Given this background, it is interesting to see the first Austrian implementation proposal (that was circulated to stakeholders for feedback earlier this week) take a middle road between the two existing approaches. The Austrian implementation proposal does integrate the provisions from Article 17 directly into the text of the existing Austrian copyright act, thus deviating from the structure of Article 17, but mostly stays very close to the text of the directive. At the same time, it takes up key elements first introduced in the German approach: The non-waivable direct remuneration right for authors and performers, the protection of minor uses from automated filters, the ability for users to flag uploads as legitimate, and the ability for users’ organizations to act against platforms that engage in structural over-blocking. The result is a proposal that (similar to the German one) focuses on strengthening the position of creators and users, instead of leaving it up to platforms and large corporate rightsholders to set their own rules.
The Austrian proposal in more detail.
So let’s look at the Austrian proposal in more detail: Similar to the German proposal it introduces a direct remuneration right for authors and performers that will ensure that independent of existing contractual arrangements with publishers and other intermediaries, creators will be remunerated for the use of their works on platforms. As in the German proposal, this direct remuneration right can only be exercised via collective management organizations, which means that it will primarily benefit creators in sectors with existing collective management structures. In the German discussion this direct remuneration right has been strongly criticized by both platforms, who would prefer not to pay for obvious reasons) and by intermediary rightsholders, who prefer to control how much (or rather little) of their licensing revenue should go to the actual creators. Given that the need to make sure that creators benefit from the use of their works on platforms was the main argument for getting Article 17 in the first place, the fact that rightsholders are now trying to undermine the proposed direct remuneration right is more than a little bit hypocritical.

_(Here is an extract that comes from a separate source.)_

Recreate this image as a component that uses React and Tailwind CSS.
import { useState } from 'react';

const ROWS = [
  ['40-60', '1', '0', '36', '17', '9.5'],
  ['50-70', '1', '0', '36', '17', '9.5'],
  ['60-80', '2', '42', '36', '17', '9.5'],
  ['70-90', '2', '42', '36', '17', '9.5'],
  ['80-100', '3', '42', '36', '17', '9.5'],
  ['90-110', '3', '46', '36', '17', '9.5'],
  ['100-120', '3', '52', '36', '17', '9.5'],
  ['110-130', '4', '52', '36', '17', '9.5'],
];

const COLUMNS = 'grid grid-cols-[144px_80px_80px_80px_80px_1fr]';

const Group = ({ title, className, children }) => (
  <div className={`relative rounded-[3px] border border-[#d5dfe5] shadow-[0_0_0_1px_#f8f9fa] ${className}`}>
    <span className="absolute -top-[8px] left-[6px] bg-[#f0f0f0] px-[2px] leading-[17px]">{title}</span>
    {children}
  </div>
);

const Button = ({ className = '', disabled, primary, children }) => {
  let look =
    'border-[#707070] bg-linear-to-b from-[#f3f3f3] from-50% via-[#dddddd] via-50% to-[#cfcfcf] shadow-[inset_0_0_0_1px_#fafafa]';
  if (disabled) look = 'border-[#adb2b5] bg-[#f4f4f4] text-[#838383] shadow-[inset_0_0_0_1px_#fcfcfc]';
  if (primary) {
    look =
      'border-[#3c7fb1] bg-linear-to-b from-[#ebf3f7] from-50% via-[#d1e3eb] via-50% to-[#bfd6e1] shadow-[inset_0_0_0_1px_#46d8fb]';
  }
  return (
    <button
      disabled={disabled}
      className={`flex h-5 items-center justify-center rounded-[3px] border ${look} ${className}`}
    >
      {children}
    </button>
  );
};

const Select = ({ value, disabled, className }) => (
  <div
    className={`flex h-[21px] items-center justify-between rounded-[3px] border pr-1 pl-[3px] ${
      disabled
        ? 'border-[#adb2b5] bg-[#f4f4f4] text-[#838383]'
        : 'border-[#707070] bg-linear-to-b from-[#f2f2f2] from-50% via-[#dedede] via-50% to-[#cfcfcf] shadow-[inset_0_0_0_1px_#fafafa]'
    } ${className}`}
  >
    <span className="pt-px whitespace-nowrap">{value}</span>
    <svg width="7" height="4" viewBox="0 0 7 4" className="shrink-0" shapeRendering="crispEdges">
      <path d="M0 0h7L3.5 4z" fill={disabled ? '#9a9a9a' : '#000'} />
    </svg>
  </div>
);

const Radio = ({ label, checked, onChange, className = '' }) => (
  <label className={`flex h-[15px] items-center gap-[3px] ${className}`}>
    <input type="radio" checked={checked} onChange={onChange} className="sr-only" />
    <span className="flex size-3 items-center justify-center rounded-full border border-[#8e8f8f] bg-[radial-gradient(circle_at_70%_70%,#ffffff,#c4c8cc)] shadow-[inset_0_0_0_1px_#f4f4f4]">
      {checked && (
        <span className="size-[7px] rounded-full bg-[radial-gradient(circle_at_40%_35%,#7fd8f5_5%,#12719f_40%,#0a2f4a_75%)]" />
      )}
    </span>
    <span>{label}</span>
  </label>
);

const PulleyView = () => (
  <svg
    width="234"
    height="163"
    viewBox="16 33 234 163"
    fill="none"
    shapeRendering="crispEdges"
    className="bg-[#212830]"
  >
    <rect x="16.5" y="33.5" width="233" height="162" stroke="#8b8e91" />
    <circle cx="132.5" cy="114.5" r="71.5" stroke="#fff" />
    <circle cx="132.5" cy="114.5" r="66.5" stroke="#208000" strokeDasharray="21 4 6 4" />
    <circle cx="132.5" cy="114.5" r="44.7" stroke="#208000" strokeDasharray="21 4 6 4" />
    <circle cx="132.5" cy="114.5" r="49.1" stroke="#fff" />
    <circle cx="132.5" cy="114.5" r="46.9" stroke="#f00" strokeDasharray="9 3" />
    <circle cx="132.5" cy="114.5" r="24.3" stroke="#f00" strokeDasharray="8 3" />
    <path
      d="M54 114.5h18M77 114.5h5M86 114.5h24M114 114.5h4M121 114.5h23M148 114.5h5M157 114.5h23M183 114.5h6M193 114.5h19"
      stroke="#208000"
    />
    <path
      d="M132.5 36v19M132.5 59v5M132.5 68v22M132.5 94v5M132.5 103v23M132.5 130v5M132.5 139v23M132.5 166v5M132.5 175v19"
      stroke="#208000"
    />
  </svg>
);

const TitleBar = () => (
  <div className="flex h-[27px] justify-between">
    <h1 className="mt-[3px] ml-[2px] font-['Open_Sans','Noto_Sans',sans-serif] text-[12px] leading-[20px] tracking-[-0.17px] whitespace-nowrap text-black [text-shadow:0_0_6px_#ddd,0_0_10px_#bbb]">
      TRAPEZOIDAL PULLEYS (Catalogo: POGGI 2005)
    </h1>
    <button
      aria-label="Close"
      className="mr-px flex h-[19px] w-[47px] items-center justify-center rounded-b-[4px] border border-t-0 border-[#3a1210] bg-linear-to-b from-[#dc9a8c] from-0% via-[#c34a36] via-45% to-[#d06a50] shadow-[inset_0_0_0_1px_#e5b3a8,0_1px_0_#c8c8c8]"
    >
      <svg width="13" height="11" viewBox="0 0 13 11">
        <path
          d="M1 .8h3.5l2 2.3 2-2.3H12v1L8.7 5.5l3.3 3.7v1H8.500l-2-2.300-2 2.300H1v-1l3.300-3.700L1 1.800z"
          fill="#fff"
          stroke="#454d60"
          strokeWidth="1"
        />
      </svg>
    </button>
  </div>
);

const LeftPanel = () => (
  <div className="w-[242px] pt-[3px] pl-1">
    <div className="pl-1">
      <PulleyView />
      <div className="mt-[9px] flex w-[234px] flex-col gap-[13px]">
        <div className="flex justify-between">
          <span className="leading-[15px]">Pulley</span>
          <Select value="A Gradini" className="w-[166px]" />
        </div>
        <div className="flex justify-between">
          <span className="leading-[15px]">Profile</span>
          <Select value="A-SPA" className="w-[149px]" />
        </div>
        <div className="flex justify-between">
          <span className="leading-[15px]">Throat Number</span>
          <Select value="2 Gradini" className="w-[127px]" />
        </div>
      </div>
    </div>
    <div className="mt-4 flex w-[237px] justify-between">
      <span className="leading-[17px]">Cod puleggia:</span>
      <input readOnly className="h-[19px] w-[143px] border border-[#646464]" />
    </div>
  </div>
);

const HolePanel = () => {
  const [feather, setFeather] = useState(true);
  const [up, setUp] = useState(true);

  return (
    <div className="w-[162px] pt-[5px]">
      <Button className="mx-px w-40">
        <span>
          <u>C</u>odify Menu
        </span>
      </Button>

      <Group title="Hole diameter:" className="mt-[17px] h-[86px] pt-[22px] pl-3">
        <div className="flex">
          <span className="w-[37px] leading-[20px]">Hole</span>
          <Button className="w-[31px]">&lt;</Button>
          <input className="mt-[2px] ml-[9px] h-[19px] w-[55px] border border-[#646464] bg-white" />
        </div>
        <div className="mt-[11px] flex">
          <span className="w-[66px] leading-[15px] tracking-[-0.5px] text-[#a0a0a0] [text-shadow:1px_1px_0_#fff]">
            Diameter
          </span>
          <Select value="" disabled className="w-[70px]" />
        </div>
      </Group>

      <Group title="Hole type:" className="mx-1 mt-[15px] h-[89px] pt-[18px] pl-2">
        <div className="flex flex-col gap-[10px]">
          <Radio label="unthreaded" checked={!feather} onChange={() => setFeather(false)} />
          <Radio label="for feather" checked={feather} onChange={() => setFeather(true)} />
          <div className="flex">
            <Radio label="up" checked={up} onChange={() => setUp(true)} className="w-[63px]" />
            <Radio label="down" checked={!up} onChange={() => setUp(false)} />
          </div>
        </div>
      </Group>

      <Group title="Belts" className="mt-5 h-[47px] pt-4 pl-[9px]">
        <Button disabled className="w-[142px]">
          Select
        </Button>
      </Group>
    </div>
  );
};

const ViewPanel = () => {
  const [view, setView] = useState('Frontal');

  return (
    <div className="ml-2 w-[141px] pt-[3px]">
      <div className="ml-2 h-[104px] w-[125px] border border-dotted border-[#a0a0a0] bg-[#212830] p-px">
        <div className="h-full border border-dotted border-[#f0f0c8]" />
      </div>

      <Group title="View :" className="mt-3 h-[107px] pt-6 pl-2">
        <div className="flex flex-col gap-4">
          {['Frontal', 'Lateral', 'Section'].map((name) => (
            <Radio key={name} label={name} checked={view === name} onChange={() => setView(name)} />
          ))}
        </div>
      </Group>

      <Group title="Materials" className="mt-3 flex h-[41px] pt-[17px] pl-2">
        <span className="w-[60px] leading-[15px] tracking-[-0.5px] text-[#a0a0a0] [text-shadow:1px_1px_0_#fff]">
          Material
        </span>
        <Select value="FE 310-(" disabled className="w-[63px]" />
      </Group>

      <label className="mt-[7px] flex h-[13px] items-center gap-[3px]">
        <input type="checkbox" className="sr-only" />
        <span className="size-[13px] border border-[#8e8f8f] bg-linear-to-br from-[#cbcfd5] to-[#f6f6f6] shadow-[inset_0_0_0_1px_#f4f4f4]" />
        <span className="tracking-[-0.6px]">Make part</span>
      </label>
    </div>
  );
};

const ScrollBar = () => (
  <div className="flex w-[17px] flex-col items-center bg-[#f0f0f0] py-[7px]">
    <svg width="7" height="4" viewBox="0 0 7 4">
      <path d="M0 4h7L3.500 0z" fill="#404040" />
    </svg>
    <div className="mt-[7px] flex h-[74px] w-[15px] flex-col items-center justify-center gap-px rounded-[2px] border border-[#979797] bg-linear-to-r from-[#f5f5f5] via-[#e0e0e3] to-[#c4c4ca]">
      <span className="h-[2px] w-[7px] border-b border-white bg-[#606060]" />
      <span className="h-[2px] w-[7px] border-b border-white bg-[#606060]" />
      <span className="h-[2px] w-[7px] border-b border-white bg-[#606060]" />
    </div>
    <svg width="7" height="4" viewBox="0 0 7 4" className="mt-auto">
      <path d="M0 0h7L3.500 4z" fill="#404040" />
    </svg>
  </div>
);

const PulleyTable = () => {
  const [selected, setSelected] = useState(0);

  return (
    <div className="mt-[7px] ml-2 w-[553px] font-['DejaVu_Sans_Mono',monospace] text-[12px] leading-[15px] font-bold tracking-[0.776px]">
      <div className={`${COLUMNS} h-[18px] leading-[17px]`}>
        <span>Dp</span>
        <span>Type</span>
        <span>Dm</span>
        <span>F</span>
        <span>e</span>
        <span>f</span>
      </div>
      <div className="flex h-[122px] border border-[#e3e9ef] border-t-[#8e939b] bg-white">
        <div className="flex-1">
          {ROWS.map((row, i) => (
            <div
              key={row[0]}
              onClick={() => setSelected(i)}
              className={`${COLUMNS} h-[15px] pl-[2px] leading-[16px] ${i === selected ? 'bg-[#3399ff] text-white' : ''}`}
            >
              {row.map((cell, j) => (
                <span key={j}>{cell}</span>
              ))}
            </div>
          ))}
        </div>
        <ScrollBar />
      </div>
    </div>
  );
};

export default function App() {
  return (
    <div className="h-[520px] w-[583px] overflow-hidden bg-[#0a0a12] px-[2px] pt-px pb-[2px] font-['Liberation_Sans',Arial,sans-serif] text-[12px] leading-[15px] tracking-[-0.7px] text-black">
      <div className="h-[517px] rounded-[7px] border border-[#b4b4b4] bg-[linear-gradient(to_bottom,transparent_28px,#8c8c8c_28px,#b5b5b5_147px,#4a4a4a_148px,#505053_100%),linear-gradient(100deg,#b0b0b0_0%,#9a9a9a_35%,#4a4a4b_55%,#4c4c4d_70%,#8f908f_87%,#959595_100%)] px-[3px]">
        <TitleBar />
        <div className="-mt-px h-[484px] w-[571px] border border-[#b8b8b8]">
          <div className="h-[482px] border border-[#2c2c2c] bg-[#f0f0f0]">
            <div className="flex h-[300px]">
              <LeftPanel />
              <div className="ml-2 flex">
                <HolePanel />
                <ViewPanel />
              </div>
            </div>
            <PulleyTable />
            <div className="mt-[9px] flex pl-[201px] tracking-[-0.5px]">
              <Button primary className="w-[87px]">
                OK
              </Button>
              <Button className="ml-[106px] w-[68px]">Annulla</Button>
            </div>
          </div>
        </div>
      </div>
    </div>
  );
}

On the other side of the balance, there are three main interventions that strengthen user rights. Where the German Ministry of Justice proposed a new “minor uses” exception that would ensure that minor uses of existing works cannot be automatically be blocked, the Austrian proposal takes a slightly different approach. It borrows the definition of “minor uses” from the German proposal (less than 20 seconds of audio or video, less than 1000 characters of text, images smaller than 250KB), but instead of making them subject to an exception, the Austrian proposal specifies in § 89a (1) that automatically blocking these “minor uses” without human review is not proportionate (and therefore platforms are not allowed to do this). This is an interesting use of the proportionality requirement from Article 17(5) of the directive that is based on the correct insight that measures (such as automated blocking) employed by platforms must be proportionate concerning all the objectives contained in Article 17 including the requirement not to block legitimate uses in 17(7) and 17(9). In the explanatory memorandum, the Ministry notes that “It is precisely the use of such small excerpts that will often be covered by an exception or limitation and thus be permitted”. While this may be a less controversial approach, authors and performers would be better off in the German proposal: By legalizing minor uses under an exception, the German proposal would create the possibility that they receive compensation for those uses.

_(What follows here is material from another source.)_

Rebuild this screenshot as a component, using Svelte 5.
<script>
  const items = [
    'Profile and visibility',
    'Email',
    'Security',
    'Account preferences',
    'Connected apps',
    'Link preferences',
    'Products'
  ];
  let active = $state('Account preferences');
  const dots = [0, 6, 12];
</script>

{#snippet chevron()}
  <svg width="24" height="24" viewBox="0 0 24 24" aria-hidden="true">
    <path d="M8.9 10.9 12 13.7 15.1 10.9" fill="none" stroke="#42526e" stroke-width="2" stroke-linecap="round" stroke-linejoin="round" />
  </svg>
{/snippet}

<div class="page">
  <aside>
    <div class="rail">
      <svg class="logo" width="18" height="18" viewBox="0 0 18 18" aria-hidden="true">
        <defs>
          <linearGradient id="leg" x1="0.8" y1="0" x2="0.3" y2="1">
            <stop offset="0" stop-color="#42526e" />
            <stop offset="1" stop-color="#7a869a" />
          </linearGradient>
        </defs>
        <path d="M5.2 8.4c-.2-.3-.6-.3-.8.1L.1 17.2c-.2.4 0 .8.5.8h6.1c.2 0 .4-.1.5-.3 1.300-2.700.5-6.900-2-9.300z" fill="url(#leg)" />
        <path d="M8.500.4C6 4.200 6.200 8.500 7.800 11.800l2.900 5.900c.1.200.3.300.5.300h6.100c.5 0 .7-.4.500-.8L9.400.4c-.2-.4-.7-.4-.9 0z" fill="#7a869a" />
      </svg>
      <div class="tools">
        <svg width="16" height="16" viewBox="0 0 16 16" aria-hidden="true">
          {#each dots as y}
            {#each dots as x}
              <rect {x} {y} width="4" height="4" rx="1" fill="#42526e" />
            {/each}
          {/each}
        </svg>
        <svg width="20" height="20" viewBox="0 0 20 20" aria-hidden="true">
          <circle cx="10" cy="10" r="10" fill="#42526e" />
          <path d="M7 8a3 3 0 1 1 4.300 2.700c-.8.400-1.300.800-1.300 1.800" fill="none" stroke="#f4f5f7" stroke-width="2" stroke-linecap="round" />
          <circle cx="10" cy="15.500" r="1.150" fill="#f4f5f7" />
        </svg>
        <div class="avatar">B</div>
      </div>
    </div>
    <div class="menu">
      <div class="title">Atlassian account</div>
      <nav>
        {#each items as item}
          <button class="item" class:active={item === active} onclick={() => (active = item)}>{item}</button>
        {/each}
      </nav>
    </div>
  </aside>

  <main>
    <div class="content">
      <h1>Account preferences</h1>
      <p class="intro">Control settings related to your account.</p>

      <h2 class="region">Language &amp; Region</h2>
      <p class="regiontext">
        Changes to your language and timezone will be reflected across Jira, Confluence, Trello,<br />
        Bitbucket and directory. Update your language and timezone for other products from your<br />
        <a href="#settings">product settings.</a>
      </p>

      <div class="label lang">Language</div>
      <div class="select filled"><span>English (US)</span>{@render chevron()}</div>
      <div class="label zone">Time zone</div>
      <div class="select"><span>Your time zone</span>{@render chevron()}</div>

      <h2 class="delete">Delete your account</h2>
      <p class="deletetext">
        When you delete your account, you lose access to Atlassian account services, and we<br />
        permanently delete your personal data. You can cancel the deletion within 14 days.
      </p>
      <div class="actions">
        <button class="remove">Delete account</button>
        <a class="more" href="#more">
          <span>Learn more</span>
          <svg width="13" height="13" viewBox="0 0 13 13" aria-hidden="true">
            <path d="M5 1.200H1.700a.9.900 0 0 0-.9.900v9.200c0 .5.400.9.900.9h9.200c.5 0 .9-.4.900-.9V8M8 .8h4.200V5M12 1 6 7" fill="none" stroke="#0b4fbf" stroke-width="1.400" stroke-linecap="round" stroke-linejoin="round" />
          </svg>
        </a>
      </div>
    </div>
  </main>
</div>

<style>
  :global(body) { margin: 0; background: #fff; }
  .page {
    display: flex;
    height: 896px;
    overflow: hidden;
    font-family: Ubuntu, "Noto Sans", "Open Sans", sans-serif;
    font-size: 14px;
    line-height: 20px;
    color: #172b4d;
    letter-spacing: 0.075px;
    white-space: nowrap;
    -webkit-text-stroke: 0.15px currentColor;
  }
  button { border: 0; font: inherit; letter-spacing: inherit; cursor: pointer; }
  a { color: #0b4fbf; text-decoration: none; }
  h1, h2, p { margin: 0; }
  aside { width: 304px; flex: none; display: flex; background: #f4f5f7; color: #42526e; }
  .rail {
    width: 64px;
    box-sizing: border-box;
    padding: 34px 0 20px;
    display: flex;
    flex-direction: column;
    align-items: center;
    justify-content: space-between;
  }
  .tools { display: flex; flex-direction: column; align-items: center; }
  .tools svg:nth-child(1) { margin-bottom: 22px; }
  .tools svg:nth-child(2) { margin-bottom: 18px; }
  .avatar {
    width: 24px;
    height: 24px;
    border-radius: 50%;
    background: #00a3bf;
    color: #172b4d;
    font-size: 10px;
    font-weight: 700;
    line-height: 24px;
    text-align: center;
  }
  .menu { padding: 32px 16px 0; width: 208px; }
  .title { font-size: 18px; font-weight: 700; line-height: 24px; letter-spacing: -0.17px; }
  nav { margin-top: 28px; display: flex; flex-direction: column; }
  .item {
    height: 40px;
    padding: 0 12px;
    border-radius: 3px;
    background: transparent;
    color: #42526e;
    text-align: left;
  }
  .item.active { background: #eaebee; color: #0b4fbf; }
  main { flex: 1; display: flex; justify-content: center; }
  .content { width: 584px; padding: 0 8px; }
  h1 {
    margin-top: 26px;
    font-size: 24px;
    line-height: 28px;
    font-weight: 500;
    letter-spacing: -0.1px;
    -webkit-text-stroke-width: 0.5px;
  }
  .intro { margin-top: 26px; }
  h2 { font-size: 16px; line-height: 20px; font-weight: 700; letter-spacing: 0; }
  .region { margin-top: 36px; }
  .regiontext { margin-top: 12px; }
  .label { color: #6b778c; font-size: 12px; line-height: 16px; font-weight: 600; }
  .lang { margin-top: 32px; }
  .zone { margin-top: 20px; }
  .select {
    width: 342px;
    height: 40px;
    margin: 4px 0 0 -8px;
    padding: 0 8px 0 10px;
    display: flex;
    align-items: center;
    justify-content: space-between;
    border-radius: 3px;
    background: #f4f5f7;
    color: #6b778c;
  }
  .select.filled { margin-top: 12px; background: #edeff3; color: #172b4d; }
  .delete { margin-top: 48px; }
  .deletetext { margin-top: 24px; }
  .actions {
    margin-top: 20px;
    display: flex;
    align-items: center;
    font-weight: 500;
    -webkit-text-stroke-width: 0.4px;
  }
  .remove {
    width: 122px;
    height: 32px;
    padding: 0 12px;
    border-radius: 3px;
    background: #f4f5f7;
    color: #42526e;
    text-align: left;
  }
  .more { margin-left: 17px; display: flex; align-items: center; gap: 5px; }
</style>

Excluding minor use from automated filtering is one of two measures to ensure that the Austrian proposal complies with Article 17(7). In addition to this, the proposal also requires platforms to provide users with the ability to flag uploads as covered by an exception. § 89b (7) specifies that platforms must display uploads flagged by their uses as long as the legal nature of the use is obvious to the platform. While welcome in principle, this flagging mechanism is more limited when compared to the mechanism in the German proposal: It only applies to uses under the exceptions noted in Article 17(7) of the directive (with the notable omission of use for the purpose of citation) while it should apply to uses under all relevant exceptions. Besides, the flagging mechanism can’t be invoked if a work is used under open licenses or is not protected by copyright at all.
The third measure to protect user rights is the right for users’ organizations to file cases against platform operators that systematically fail to meet their obligations to protect legitimate uses. § 89b (7) allows user organizations to bring cases against platforms that systematically over-block user uploads in order to stop them from doing so. As noted in the explanatory memorandum the ministry sees this as an important additional safeguard to protect users against violations of their fundamental right to freedom of expression. The ability to bring collective action against platforms is further strengthened by an explicit requirement in § 89b (7) for platforms to provide users and user organizations with information on the functioning of any measures they employ to comply with Article 17. Taken together these two measures constitute an important check against over-blocking that is missing from all other implementation proposals. While the German proposal does contain the ability for users’ organizations to take platforms to court over overblocking, it lacks the necessary information rights over the functioning of blocking measures and the remedies to bring about systematic changes in the way that platforms police copyright-protected content.
A template for implementation?
In general, the Austrian example appears to fuse together some of the explicit attempts of the German Ministry of Justice to implement the directive in a way that minimizes the over-blocking of legal content, provides strong safeguards for user rights and ensures that authors and creators are directly remunerated, on the one hand, with the desire to stick as closely as possible to the text of the directive, on the other hand. The result may be the most realistic implementation proposal yet.
While the elements that we have outlined above will almost certainly come under attack from large corporate rightsholders (and possibly from the platforms as well), it is important to recall that, according to the Commission’s guidance proposal, it is simply not enough to do a literal implementation of the directive that does not specify concrete safeguards against automated blocking of legitimate content. Having closely watched the discussion on the European level and in Germany, the Austrian Ministry of Justice may just have shown us (and more importantly the other Member States still waiting to propose their implementations) a credible way for reconciling the conflicting requirements of Article 17 of the DSM directive.